Recognize That This Is Hard For Them, Too
You are their child and you always will be their child. It is difficult for many parents to think of their children as becoming adults. This new perspective changes the way they think about themselves. They’ve been parents of a “child” for so long, it’s hard to think about being parents of an “almost adult”.
Parents don’t always have all the answers, nor do they always do the right thing. So, realize that this is all new to them as well and have some patience.
The number one complaint parents have about their teens is that they don’t talk anymore. And when you don’t talk to the people you live with, disaster is inevitable. Basic communication is needed to make sure that the household runs smoothly at the very least. Good communication is necessary to keep a decent relationship with people.
It’s easy to get very involved with your new life as an “almost adult,” but don’t forget to communicate with those you live with as well.
Communication can come in many forms. One way is to share your dreams. Your parents want to be a part of your life. That doesn’t mean that you have to spend oodles of time with them or share every last detail, but let them know some of your dreams.
They also love to hear what their child wants to do with their life.
Another way to communicate is to share your concerns. This can be a little harder and so some good times to share concerns without feeling stressed are when you are shoulder-to-shoulder rather than face-to-face like when you are riding in a car or doing the dishes.
Ask For Space
Yup, parents can sometimes be intrusive. They are so used to caring for you, that they forget you are your own “almost adult” person now. They barge into your room, look at your stuff, and ask all sorts of personal questions. But instead of getting angry, ask for space. Let them know that you need your privacy and if you ask respectfully, more than likely you’ll get it.
Make A “Cool Down” Rule
Despite everyone’s good intentions, fights will happen. It is an inevitable part of life. So, plan for that and make a “cool down” rule. This rule needs to be put into place during a calm time and usually it is a hand signal or a certain word.

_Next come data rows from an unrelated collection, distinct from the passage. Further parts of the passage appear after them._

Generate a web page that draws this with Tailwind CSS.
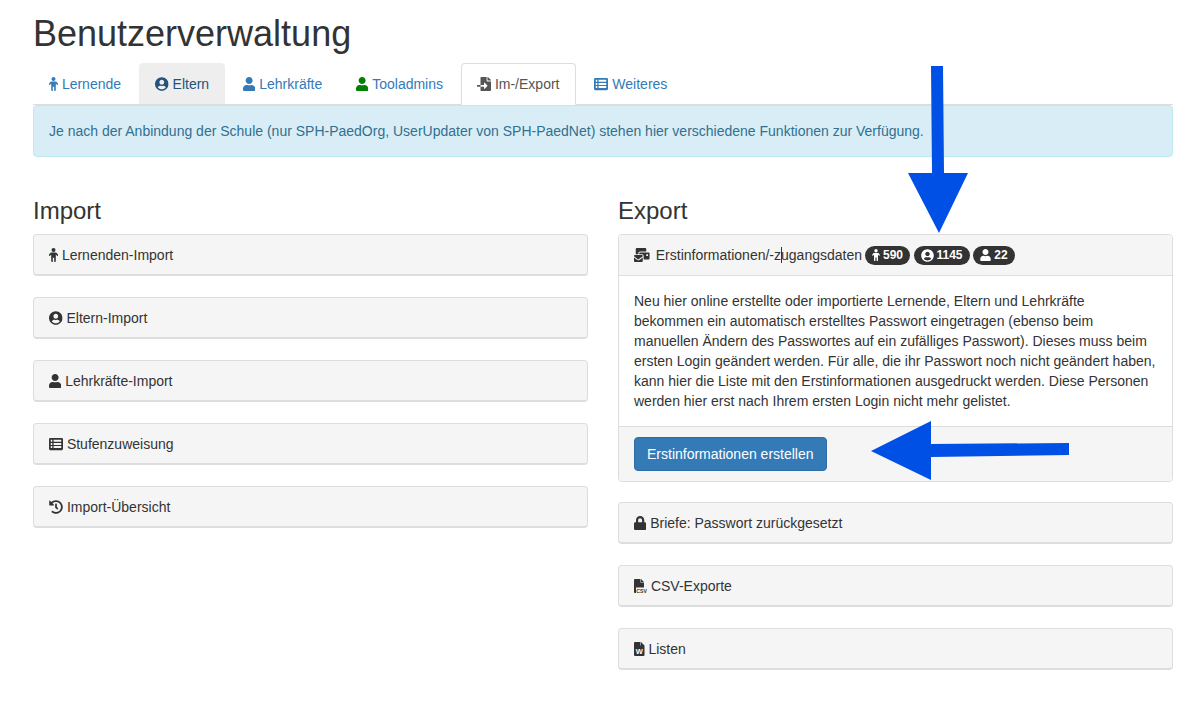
<!DOCTYPE html>
<html lang="de">

<head>
    <meta charset="UTF-8">
    <meta name="viewport" content="width=device-width, initial-scale=1.0">
    <title>Benutzerverwaltung</title>
    <script src="https://cdn.jsdelivr.net/npm/@tailwindcss/browser@4"></script>
</head>

<body class="bg-white text-[#333] text-[14px] leading-[20px] font-['Liberation_Sans',Arial,sans-serif]">
    <!-- ICONS -->
    <svg class="hidden">
        <symbol id="i-child" viewBox="0 0 9 14"><circle cx="4.5" cy="2" r="2" fill="currentColor"/><path fill="currentColor" d="M2.2 4.6h4.6c.4 0 .7.2.9.4L8.9 6.6c.3.4.2.9-.1 1.1-.4.3-.8.2-1.1-.1L6.8 6.500V13a1 1 0 0 1-1 1H5.200V9.800H3.800V14H3.200a1 1 0 0 1-1-1V6.500L1.300 7.600c-.3.3-.7.4-1.100.1-.3-.2-.4-.7-.1-1.100L1.300 5c.2-.2.5-.4.9-.4z"/></symbol>
        <symbol id="i-circle" viewBox="0 0 496 512"><path fill="currentColor" d="M248 8C111 8 0 119 0 256s111 248 248 248 248-111 248-248S385 8 248 8zm0 96c48.6 0 88 39.4 88 88s-39.4 88-88 88-88-39.4-88-88 39.4-88 88-88zm0 344c-58.7 0-111.3-26.6-146.5-68.2 18.8-35.4 55.6-59.8 98.5-59.8 2.4 0 4.8.4 7.1 1.1 13 4.2 26.6 6.9 40.9 6.9 14.3 0 28-2.7 40.9-6.9 2.3-.7 4.7-1.1 7.1-1.1 42.9 0 79.7 24.4 98.5 59.8C359.3 421.4 306.7 448 248 448z"/></symbol>
        <symbol id="i-user" viewBox="0 0 448 512"><path fill="currentColor" d="M224 256c70.7 0 128-57.3 128-128S294.7 0 224 0 96 57.3 96 128s57.3 128 128 128zm89.6 32h-16.7c-22.2 10.2-46.9 16-72.9 16s-50.6-5.8-72.9-16h-16.7C60.2 288 0 348.2 0 422.4V464c0 26.5 21.5 48 48 48h352c26.5 0 48-21.5 48-48v-41.6c0-74.2-60.2-134.4-134.4-134.4z"/></symbol>
        <symbol id="i-import" viewBox="0 0 512 512"><path fill="currentColor" d="M16 288c-8.8 0-16 7.2-16 16v32c0 8.8 7.2 16 16 16h112v-64zm489-183L407.1 7c-4.5-4.5-10.6-7-17-7H384v128h128v-6.1c0-6.3-2.5-12.4-7-16.9zm-153 31V0H152c-13.3 0-24 10.7-24 24v264h128v-65.2c0-14.3 17.3-21.4 27.4-11.3L379 308c6.6 6.7 6.6 17.4 0 24l-95.7 96.4c-10.1 10.1-27.4 3-27.4-11.3V352H128v136c0 13.3 10.7 24 24 24h336c13.3 0 24-10.7 24-24V160H376c-13.2 0-24-10.8-24-24z"/></symbol>
        <symbol id="i-table" viewBox="0 0 512 512"><path fill="currentColor" fill-rule="evenodd" d="M48 32h416a48 48 0 0 1 48 48v352a48 48 0 0 1-48 48H48a48 48 0 0 1-48-48V80a48 48 0 0 1 48-48zM64 104v72h56v-72zm104 0v72h280v-72zM64 216v72h56v-72zm104 0v72h280v-72zM64 328v72h56v-72zm104 0v72h280v-72z"/></symbol>
        <symbol id="i-history" viewBox="0 0 512 512"><path fill="currentColor" d="M504 255.531c.253 136.64-111.18 248.372-247.82 248.468-59.015.042-113.223-20.53-155.822-54.911-11.077-8.94-11.905-25.541-1.839-35.607l11.267-11.267c8.609-8.609 22.353-9.551 31.891-1.984C173.062 425.135 212.781 440 256 440c101.705 0 184-82.311 184-184 0-101.705-82.311-184-184-184-48.814 0-93.149 18.969-126.068 49.932l50.754 50.754c10.08 10.08 2.941 27.314-11.313 27.314H24c-8.837 0-16-7.163-16-16V38.627c0-14.254 17.234-21.393 27.314-11.314l49.372 49.372C129.209 34.136 189.552 8 256 8c136.81 0 247.747 110.78 248 247.531zm-180.912 78.784l9.823-12.63c8.138-10.463 6.253-25.542-4.21-33.679L288 256.349V152c0-13.255-10.745-24-24-24h-16c-13.255 0-24 10.745-24 24v135.651l65.409 50.874c10.463 8.137 25.541 6.253 33.679-4.21z"/></symbol>
        <symbol id="i-mail" viewBox="0 0 576 512"><path fill="currentColor" d="M160 448c-25.6 0-51.2-22.4-64-32-64-44.8-83.2-60.8-96-70.4V480c0 17.67 14.33 32 32 32h256c17.67 0 32-14.33 32-32V345.6c-12.8 9.6-32 25.6-96 70.4-12.8 9.6-38.4 32-64 32zm128-192H32c-17.67 0-32 14.33-32 32v16c25.6 19.2 22.4 19.2 115.2 86.4 9.6 3.2 28.8 25.6 44.8 25.6s35.2-22.4 44.8-28.8c92.8-67.2 89.6-67.2 115.2-86.4V288c0-17.67-14.33-32-32-32zm256-96H224c-17.67 0-32 14.33-32 32v32h96c33.21 0 60.59 25.42 63.71 57.82l.29-.22V416h192c17.67 0 32-14.33 32-32V192c0-17.67-14.33-32-32-32zm-32 128h-64v-64h64v64zm-352-96c0-35.29 28.71-64 64-64h224V32c0-17.67-14.33-32-32-32H96C78.33 0 64 14.33 64 32v192h96v-32z"/></symbol>
        <symbol id="i-lock" viewBox="0 0 448 512"><path fill="currentColor" d="M400 224h-24v-72C376 68.2 307.8 0 224 0S72 68.2 72 152v72H48c-26.5 0-48 21.5-48 48v192c0 26.5 21.5 48 48 48h352c26.5 0 48-21.5 48-48V272c0-26.5-21.5-48-48-48zm-104 0H152v-72c0-39.7 32.3-72 72-72s72 32.3 72 72v72z"/></symbol>
    </svg>

    <div class="w-[1140px] ml-[33px] pt-[14px]">
        <h1 class="text-[36px] leading-[40px] font-normal mb-[9px]">Benutzerverwaltung</h1>

        <!-- TABS -->
        <ul class="flex h-[42px] border-b border-[#ddd]">
            <li class="mr-[2px]"><a href="#" class="block h-[42px] px-[16px] py-[11px] rounded-t-[4px] text-[#337ab7]"><svg class="inline-block w-[9px] h-[14px] align-[-2px]"><use href="#i-child"/></svg> Lernende</a></li>
            <li class="mr-[2px]"><a href="#" class="block h-[41px] px-[16px] py-[11px] rounded-t-[4px] bg-[#eee] text-[#23527c]"><svg class="inline-block w-[13.6px] h-[14px] align-[-2px]"><use href="#i-circle"/></svg> Eltern</a></li>
            <li class="mr-[2px]"><a href="#" class="block h-[42px] px-[16px] py-[11px] rounded-t-[4px] text-[#337ab7]"><svg class="inline-block w-[12.25px] h-[14px] align-[-2px]"><use href="#i-user"/></svg> Lehrkräfte</a></li>
            <li class="mr-[2px]"><a href="#" class="block h-[42px] px-[16px] py-[11px] rounded-t-[4px] text-[#337ab7]"><svg class="inline-block w-[12.25px] h-[14px] align-[-2px] text-[#008000]"><use href="#i-user"/></svg> Tooladmins</a></li>
            <li class="mr-[2px]"><a href="#" class="block h-[42px] pl-[15px] pr-[16px] py-[10px] rounded-t-[4px] bg-white border border-[#ddd] border-b-white text-[#555]"><svg class="inline-block w-[14px] h-[14px] align-[-2px]"><use href="#i-import"/></svg> Im-/Export</a></li>
            <li><a href="#" class="block h-[42px] px-[16px] py-[11px] rounded-t-[4px] text-[#337ab7]"><svg class="inline-block w-[14px] h-[14px] align-[-2px]"><use href="#i-table"/></svg> Weiteres</a></li>
        </ul>

        <div class="p-[15px] bg-[#d9edf7] border border-[#bce8f1] rounded-[4px] text-[#31708f]">
            Je nach der Anbindung der Schule (nur SPH-PaedOrg, UserUpdater von SPH-PaedNet) stehen hier verschiedene Funktionen zur Verfügung.
        </div>

        <div class="grid grid-cols-2 gap-[30px] mt-[41px]">
            <!-- IMPORT -->
            <div>
                <h3 class="text-[24px] leading-[26px] font-normal mb-[10px]">Import</h3>
                <div class="flex flex-col gap-[21px]">
                    <div class="h-[42px] px-[15px] py-[10px] bg-[#f5f5f5] border border-[#ddd] border-b-2 rounded-[4px]"><svg class="inline-block w-[9px] h-[14px] align-[-2px]"><use href="#i-child"/></svg> Lernenden-Import</div>
                    <div class="h-[42px] px-[15px] py-[10px] bg-[#f5f5f5] border border-[#ddd] border-b-2 rounded-[4px]"><svg class="inline-block w-[13.6px] h-[14px] align-[-2px]"><use href="#i-circle"/></svg> Eltern-Import</div>
                    <div class="h-[42px] px-[15px] py-[10px] bg-[#f5f5f5] border border-[#ddd] border-b-2 rounded-[4px]"><svg class="inline-block w-[12.25px] h-[14px] align-[-2px]"><use href="#i-user"/></svg> Lehrkräfte-Import</div>
                    <div class="h-[42px] px-[15px] py-[10px] bg-[#f5f5f5] border border-[#ddd] border-b-2 rounded-[4px]"><svg class="inline-block w-[14px] h-[14px] align-[-2px]"><use href="#i-table"/></svg> Stufenzuweisung</div>
                    <div class="h-[42px] px-[15px] py-[10px] bg-[#f5f5f5] border border-[#ddd] border-b-2 rounded-[4px]"><svg class="inline-block w-[14px] h-[14px] align-[-2px]"><use href="#i-history"/></svg> Import-Übersicht</div>
                </div>
            </div>

            <!-- EXPORT -->
            <div>
                <h3 class="text-[24px] leading-[26px] font-normal mb-[10px]">Export</h3>
                <div class="flex flex-col gap-[21px]">
                    <div class="relative -mb-px border border-[#ddd] rounded-[4px] overflow-hidden">
                        <div class="h-[41px] px-[15px] py-[10px] bg-[#f5f5f5] border-b border-[#ddd] flex items-center whitespace-pre">
                            <svg class="w-[15.75px] h-[14px] mr-[6px]"><use href="#i-mail"/></svg><span>Erstinformationen/-zugangsdaten</span>
                            <span class="ml-[3px] h-[19px] w-[45px] flex items-center justify-center gap-[3px] rounded-full bg-[#333] text-white text-[12px] leading-none font-bold"><svg class="w-[8px] h-[12px]"><use href="#i-child"/></svg>590</span>
                            <span class="ml-[4px] h-[19px] w-[56px] flex items-center justify-center gap-[2px] rounded-full bg-[#333] text-white text-[12px] leading-none font-bold"><svg class="w-[13px] h-[13px]"><use href="#i-circle"/></svg>1145</span>
                            <span class="ml-[3px] h-[19px] w-[42px] flex items-center justify-center gap-[3px] rounded-full bg-[#333] text-white text-[12px] leading-none font-bold"><svg class="w-[11px] h-[12px]"><use href="#i-user"/></svg>22</span>
                        </div>
                        <!-- text cursor from the screenshot -->
                        <div class="absolute left-[162px] top-[12px] w-px h-[16px] bg-[#333]"></div>
                        <div class="p-[15px] bg-white">
                            Neu hier online erstellte oder importierte Lernende, Eltern und Lehrkräfte bekommen ein automatisch erstelltes Passwort eingetragen (ebenso beim manuellen Ändern des Passwortes auf ein zufälliges Passwort). Dieses muss beim ersten Login geändert werden. Für alle, die ihr Passwort noch nicht geändert haben, kann hier die Liste mit den Erstinformationen ausgedruckt werden. Diese Personen werden hier erst nach Ihrem ersten Login nicht mehr gelistet.
                        </div>
                        <div class="h-[55px] px-[15px] py-[10px] bg-[#f5f5f5] border-t border-[#ddd]">
                            <button class="h-[34px] px-[12px] bg-[#337ab7] border border-[#2e6da4] rounded-[4px] text-white">Erstinformationen erstellen</button>
                        </div>
                    </div>
                    <div class="h-[42px] px-[15px] py-[10px] bg-[#f5f5f5] border border-[#ddd] border-b-2 rounded-[4px]"><svg class="inline-block w-[12.25px] h-[14px] align-[-2px]"><use href="#i-lock"/></svg> Briefe: Passwort zurückgesetzt</div>
                    <div class="h-[42px] px-[15px] py-[10px] bg-[#f5f5f5] border border-[#ddd] border-b-2 rounded-[4px]">
                        <svg class="inline-block w-[13px] h-[14px] align-[-2px]" viewBox="0 0 13 14"><path fill="currentColor" d="M1 0h5.500v3.500H10v10.500H1a1 1 0 0 1-1-1V1a1 1 0 0 1 1-1zM7 0l3 3H7z"/><rect x="2" y="8.500" width="11" height="5.500" fill="#f5f5f5"/><text x="2.300" y="13.600" font-size="5.200" font-weight="700" fill="currentColor" font-family="Liberation Sans">CSV</text></svg> CSV-Exporte
                    </div>
                    <div class="h-[42px] px-[15px] py-[10px] bg-[#f5f5f5] border border-[#ddd] border-b-2 rounded-[4px]">
                        <svg class="inline-block w-[10.5px] h-[14px] align-[-2px]" viewBox="0 0 10.5 14"><path fill="currentColor" d="M1 0h5.500v3.500H10.500V13a1 1 0 0 1-1 1H1a1 1 0 0 1-1-1V1a1 1 0 0 1 1-1zM7 0l3.500 3.500H7z"/><text x="5.250" y="12" text-anchor="middle" font-size="7.500" font-weight="700" fill="#fff" font-family="Liberation Sans">W</text></svg> Listen
                    </div>
                </div>
            </div>
        </div>
    </div>

    <!-- ARROWS drawn on top of the screenshot -->
    <svg class="absolute left-0 top-0 pointer-events-none" width="1193" height="709" viewBox="0 0 1193 709">
        <path fill="#0050e6" d="M931 66h12l1 107h24l-29 60-31-60h24z"/>
        <path fill="#0050e6" d="M871 451l60-30v23l138-1v12l-138 2v23z"/>
    </svg>
</body>

</html>
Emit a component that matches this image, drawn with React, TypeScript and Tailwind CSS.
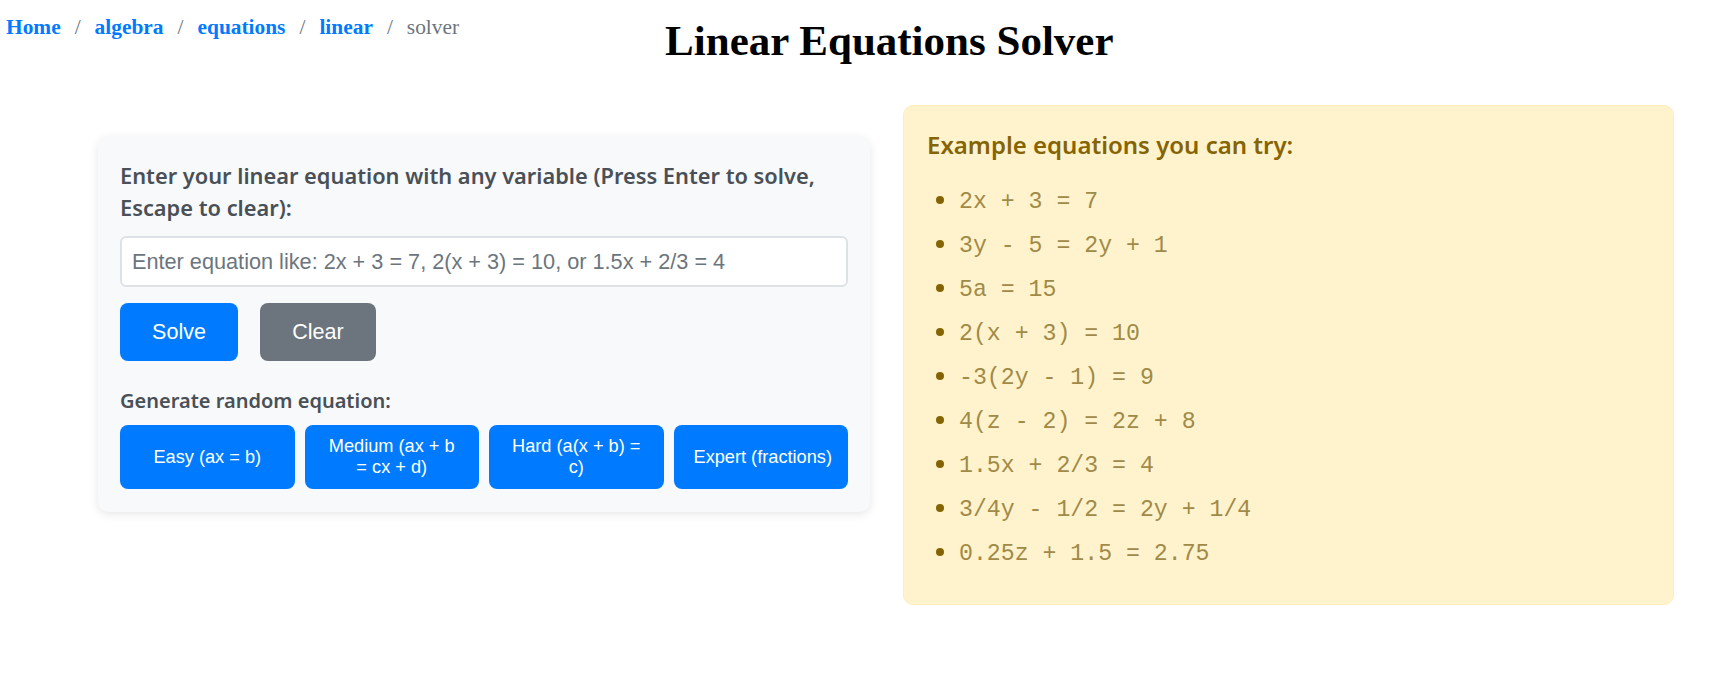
import React, { useState } from 'react';

const examples = [
  '2x + 3 = 7',
  '3y - 5 = 2y + 1',
  '5a = 15',
  '2(x + 3) = 10',
  '-3(2y - 1) = 9',
  '4(z - 2) = 2z + 8',
  '1.5x + 2/3 = 4',
  '3/4y - 1/2 = 2y + 1/4',
  '0.25z + 1.5 = 2.75',
];

const crumbs = ['Home', 'algebra', 'equations', 'linear'];

const difficulties = [
  { label: 'Easy (ax = b)', nowrap: false },
  { label: 'Medium (ax + b = cx + d)', nowrap: false },
  { label: 'Hard (a(x + b) = c)', nowrap: false },
  { label: 'Expert (fractions)', nowrap: true },
];

const App: React.FC = () => {
  const [equation, setEquation] = useState('');

  return (
    <div className="min-h-[673px] bg-white">
      {/* header: breadcrumb + title */}
      <div className="flex items-start">
        <nav className="flex items-center pl-[6px] pt-[11px] text-[21.4px] font-['Liberation_Serif',serif]">
          {crumbs.map((c) => (
            <React.Fragment key={c}>
              <a href="#" className="font-bold text-[#007bff]">{c}</a>
              <span className="mx-[14px] text-[#6c757d]">/</span>
            </React.Fragment>
          ))}
          <span className="text-[#6c757d]">solver</span>
        </nav>
        <h1 className="ml-[206px] pt-[14px] text-[43px] font-bold leading-[54px] text-black font-['Liberation_Serif',serif]">
          Linear Equations Solver
        </h1>
      </div>

      <div className="mt-[37px] flex items-start gap-[33px] pl-[98px] pr-[54px]">
        {/* solver card */}
        <div className="mt-[32px] w-[772px] rounded-[10px] bg-[#f8f9fa] px-[22px] pt-[23px] pb-[23px] shadow-[0_2px_10px_rgba(0,0,0,0.1)] font-['Noto_Sans',sans-serif]">
          <label className="block text-[21.8px] font-semibold leading-[32px] text-[#495057]">
            Enter your linear equation with any variable (Press Enter to solve, Escape to clear):
          </label>
          <input
            value={equation}
            onChange={(e) => setEquation(e.target.value)}
            placeholder="Enter equation like: 2x + 3 = 7, 2(x + 3) = 10, or 1.5x + 2/3 = 4"
            className="mt-[12px] block h-[51px] w-full rounded-[6px] border-2 border-[#dee2e6] bg-white px-[10px] text-[21.7px] text-[#212529] placeholder:text-[#6c757d] font-['Liberation_Sans',sans-serif] outline-none"
          />
          <div className="mt-[16px] flex gap-[22px] font-['Liberation_Sans',sans-serif]">
            <button className="h-[58px] w-[118px] rounded-[8px] bg-[#007bff] text-[21.5px] text-white">Solve</button>
            <button className="h-[58px] w-[116px] rounded-[8px] bg-[#6c757d] text-[21.5px] text-white">Clear</button>
          </div>
          <p className="mt-[25px] text-[20px] font-semibold leading-[30px] text-[#495057]">Generate random equation:</p>
          <div className="mt-[9px] grid grid-cols-4 gap-[10px] font-['Liberation_Sans',sans-serif]">
            {difficulties.map((d) => (
              <button
                key={d.label}
                className={`h-[64px] rounded-[8px] bg-[#007bff] px-[20px] text-[18.2px] leading-[21px] text-white ${
                  d.nowrap ? 'whitespace-nowrap' : ''
                }`}
              >
                {d.label}
              </button>
            ))}
          </div>
        </div>

        {/* examples */}
        <div className="w-[771px] rounded-[10px] border border-[#ffeeba] bg-[#fff3cd] px-[23px] pt-[22px] pb-[31px]">
          <h3 className="text-[24px] font-semibold leading-[34px] text-[#856404] font-['Noto_Sans',sans-serif]">
            Example equations you can try:
          </h3>
          <ul className="mt-[15px] list-disc pl-[32px] text-[23px] text-[#856404] marker:text-[#856404]">
            {examples.map((ex) => (
              <li key={ex} className="h-[44px] leading-[44px]">
                <code className="text-[23.2px] text-[#a08a48] font-['Liberation_Mono',monospace]">{ex}</code>
              </li>
            ))}
          </ul>
        </div>
      </div>
    </div>
  );
};

export default App;
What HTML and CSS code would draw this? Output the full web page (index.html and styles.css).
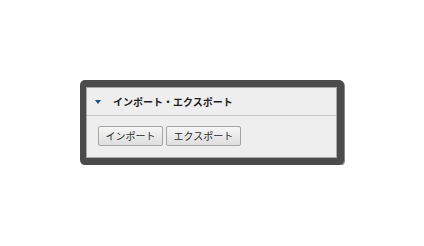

It’s to be used when things are just getting too heated and everyone needs a time-out during a fight. But don’t over-use it or your parents won’t respect it. On the other hand, if you use it well, it may just be the best thing that happened to your family.
In conclusion, getting along with your parents is all about communication and letting your parents know that you are an individual with your own ideas and sensibilities. Let them know that you are on your way to adulthood, respectively, and they will be more than happy to assist you in any way they can.